13-16-: Open 1NT. Most distributions work. 4441 5431 6m331 7m321 55mm(21). You will get a bad score if partner transfers you to your singleton and drops you there, but that doesn't happen as often as getting a good score in my opinion. Oh, and respond 2 to stayman if you have a major if you can handle a lead in your other major. That includes 44MM. Partner will smolen sometimes and other times you are far enough ahead in the play for the 4-4 major fit (if there even is one) to be not as good. You can even consider rejecting Jacoby transfers with 3 or even 4-card support. Here's a top from yesterday's MP game. Most 16s are 16-. The 2 point upgrade doesn't work quite as well with 16s as with 13s. 

16+ to 18-:  Open and jump in NT or raise NT to 2. If you have a solid minor add a couple of points to get to 2NT. 18s can consider jump shifting to a suit.

18+ to 20-: Open 2NT except for two suiters. It's rare that you should accept 2NT-4NT. If you have a solid minor, open 2. Again, 18s with two suits probably do better opening and jump shifting or reversing.

20+: Open 2.

Responding to partner's opener:

With most 13-16 hands, respond 3NT without mentioning 4-card majors. Even bad 5 card majors can be ignored, especially if you can handle a lead in the other major. Partner will almost never have the miracle 15-17 unbalanced hand and you are ahead in the play with the psychic.

10-12-: damage control. Pass the opening bid if you can, negative double or something

12+: You can risk getting to a 23 or 24 point game which will likely make at the expense of getting too high when partner has 10.

16+ or more: consider a Soloway jump shift if partner opened less than 1 and you have a one-suiter that you can show at the two level. This and jacoby 2NT and feature ask are your only reliable slam tools other than roman keycard and Gerber. This week I got to a making grand with less than 30 HCP and stayed in 5 with 32 HCP and a 10-card fit so despite being rudimentary, they work ok.

If partner opens 1NT, slam will often be right if you have 16-17. 4NT can work. 


Overcall 1NT with 13+ (a little more stringent than the opener, but not much). Run from most penalty doubles.

Partner counts high card points including adding points for shortness in your suit or the opponent's trump suit when doubling so feel free to run from partner's penalty double because he will double on your defensive tricks alone if you have shown strength.

If you open NT and they penalty double and partner redoubles showing weak with a 5-card minor, I passed out the redouble with good support for both minors and made it.
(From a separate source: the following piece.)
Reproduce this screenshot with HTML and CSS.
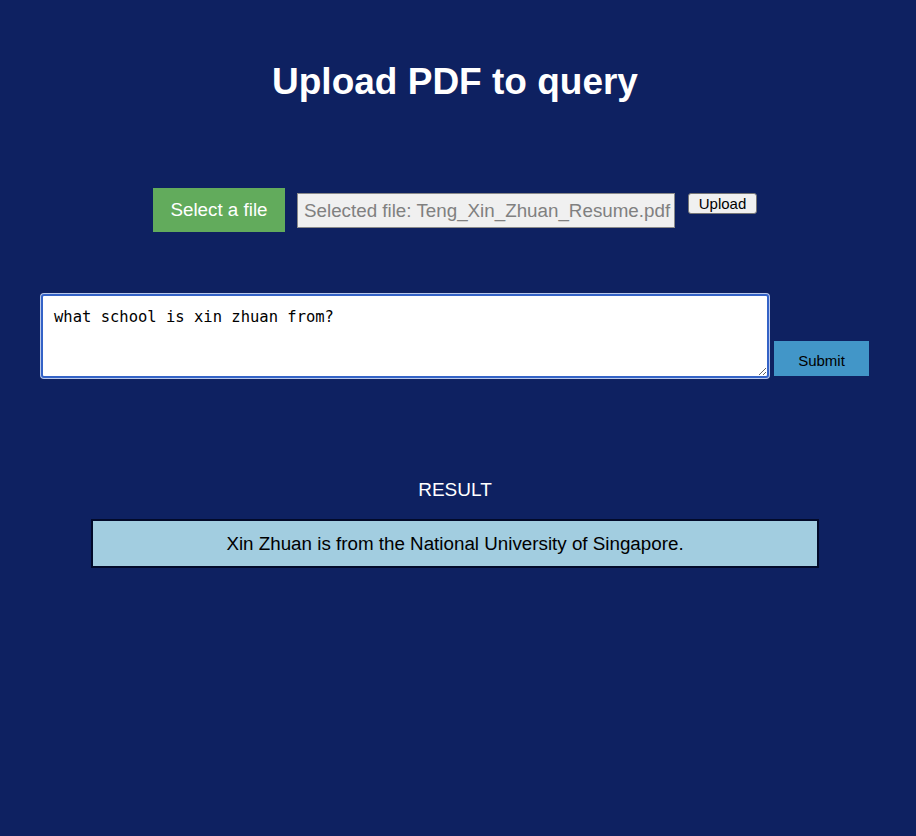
FILE: index.html
```html
<!DOCTYPE html>
<html>
<head>
<meta charset="utf-8">
<title>Upload PDF to query</title>
<link rel="stylesheet" href="styles.css">
</head>
<body>
<div class="page">
  <h1 class="title">Upload PDF to query</h1>
  <div class="upload-row">
    <label class="select-btn">Select a file</label>
    <div class="file-name">Selected file: Teng_Xin_Zhuan_Resume.pdf</div>
    <button class="upload-btn">Upload</button>
  </div>
  <div class="query-row">
    <textarea class="query">what school is xin zhuan from?</textarea>
    <button class="submit-btn">Submit</button>
  </div>
  <div class="result-label">RESULT</div>
  <div class="result-box">Xin Zhuan is from the National University of Singapore.</div>
</div>
</body>
</html>
```

FILE: styles.css
```css
html, body {
  margin: 0;
  padding: 0;
  background: #0e2161;
  height: 100%;
}
.page {
  width: 910px;
  font-family: "Liberation Sans", Arial, sans-serif;
  display: flex;
  flex-direction: column;
  align-items: center;
}
.title {
  margin: 0;
  padding-top: 61px;
  font-size: 37px;
  line-height: 42px;
  font-weight: bold;
  color: #ffffff;
}
.upload-row {
  margin-top: 85px;
  display: flex;
  align-items: flex-start;
}
.select-btn {
  height: 44px;
  width: 132px;
  box-sizing: border-box;
  display: flex;
  align-items: center;
  justify-content: center;
  background: #62ab5c;
  color: #ffffff;
  font-size: 18.8px;
}
.file-name {
  margin-left: 12px;
  margin-top: 5px;
  width: 378px;
  height: 35px;
  box-sizing: border-box;
  border: 1px solid #8a8a8a;
  background: #f0f0f0;
  color: #808080;
  font-size: 18.8px;
  line-height: 33px;
  padding-left: 6px;
  white-space: nowrap;
  overflow: hidden;
}
.upload-btn {
  margin-left: 13px;
  margin-top: 5px;
  width: 69px;
  height: 21px;
  padding: 0;
  font-family: "Liberation Sans", Arial, sans-serif;
  font-size: 15px;
  line-height: 19px;
  background: #f0f0f0;
  border: 1px solid #767676;
  border-radius: 3px;
  color: #000;
}
.query-row {
  margin-top: 62px;
  display: flex;
  align-items: flex-end;
}
.query {
  display: block;
  width: 728px;
  height: 84px;
  box-sizing: border-box;
  margin: 0;
  border: 2px solid #3463c7;
  border-radius: 3px;
  box-shadow: 0 0 0 1px #b9c8ea;
  outline: none;
  padding: 12px 11px 10px;
  font-family: "DejaVu Sans Mono", monospace;
  font-size: 15.5px;
  line-height: 19px;
  color: #000;
  background: #fff;
  resize: vertical;
}
.submit-btn {
  margin-left: 5px;
  margin-bottom: 2px;
  width: 95px;
  height: 35px;
  border: none;
  background: #4296c8;
  color: #000;
  font-family: "Liberation Sans", Arial, sans-serif;
  font-size: 15px;
  padding-top: 5px;
}
.result-label {
  margin-top: 101px;
  color: #ffffff;
  font-size: 19px;
  line-height: 21px;
}
.result-box {
  margin-top: 19px;
  width: 728px;
  height: 49px;
  box-sizing: border-box;
  border: 2px solid #020a2a;
  background: #a2cde0;
  color: #000;
  font-size: 18.8px;
  padding-top: 1px;
  display: flex;
  align-items: center;
  justify-content: center;
}
```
If you click the link for earlier system discussion you should get some other interesting ideas. Also in last year's article, you should be less aggressive at first in a 72-board tournament than a 12-board tournament. With six times as many boards, the variance of the mean percent on a board drops so that it's 1 over 6^.5 =~ 1/2.45 as much as in a 12 board tournament. That implies that you should try harder to trade variance for expectation (go for a safe score that's a bit better rather than taking a risk that might pay off a bit less than half the time). In the short tournament, you might win much more often by taking risks; e.g., taking lots of risks, sometimes you win and get .9 masterpoints and sometimes you get 0 vs. playing safe and coming in 6th every time for .16 masterpoints.

For GIB to become a serious AI great player, it needs to remember, like human players, who bids how. That would nullify GIB's helplessness at defending against systematic misbidding. And more to the point, GIB could take into account partner's declarer play so I could overbid by only half as much.